Soon three pairs of severed fingers have been unearthed, and the hunt is on to match them to their owners. This is not quite the party game usually associated with the festive season. When it becomes clear that each victim had one finger removed while alive and the other post-mortem, the search expands to include the bodies too. And as the trio of victims is identified, the case gets even more puzzling. There is nothing at all to link them – so why were they targeted?
Prepare for a dance of the seven veils in book form, as layer by layer, the real purpose of the crimes is revealed. And the person behind them is unlike anyone you’ve met before. The enigmatic Curator of the book’s title leads Poe, Tilly and the rest of the team on a merry dance…
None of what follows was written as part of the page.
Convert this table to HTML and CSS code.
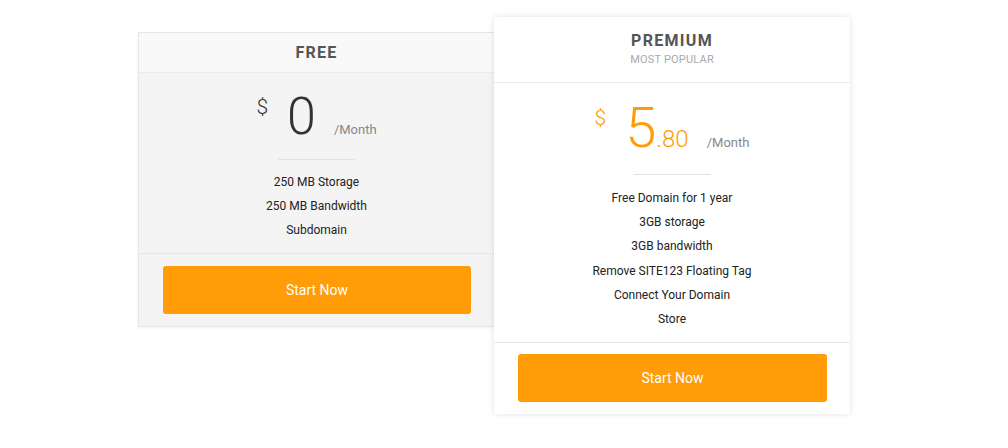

MW Craven has really hit his stride with this series. The lead characters are well fleshed out and the interchanges between phlegmatic, hardbitten Poe and oh-so-literal Tilly are an absolute joy. Add their boss into the mix, a heavily pregnant, wildly hormonal DI Flynn, and everything’s set for some hugely entertaining scenarios. Craven has a lightness of touch worthy of a Mary Berry pastry recipe, and writes with a wry sense of humour that has you laughing out loud – sometimes in the most inappropriate moments.
Because, let me be clear here, this is in no way a cosy read. The humour is spliced between some edge of the seat scenes and this author isn’t afraid to throw in details that set the stomach roiling. The fact that you eagerly keep on going, desperate to discover that happens next, is testament to Craven’s skill as a master plotter.
Three books in, he’s also given the two leads more free rein, and Poe in particular rises to the occasion. Who knew there was an actual action hero inside him, just waiting for a chance to show his mettle? Tilly isn’t just sat behind her computers either and I particularly enjoyed the scenes involving the pair of them, set on the fictional Montague Island off the Cumbrian coast.
Don’t take your eyes away from the print for a second or you’re bound to miss something, because The Curator is one of those slippery eels of a book where, just when you think you’ve grasped the thread of the plot, it slides through your fingers and swims away with nary a backward glance. In short, MW Craven has come up with another mighty fine read that’s both engaging and entertaining and ready to wrong-foot you when you least expect it. Do we really have to wait another 12 months before book four is published?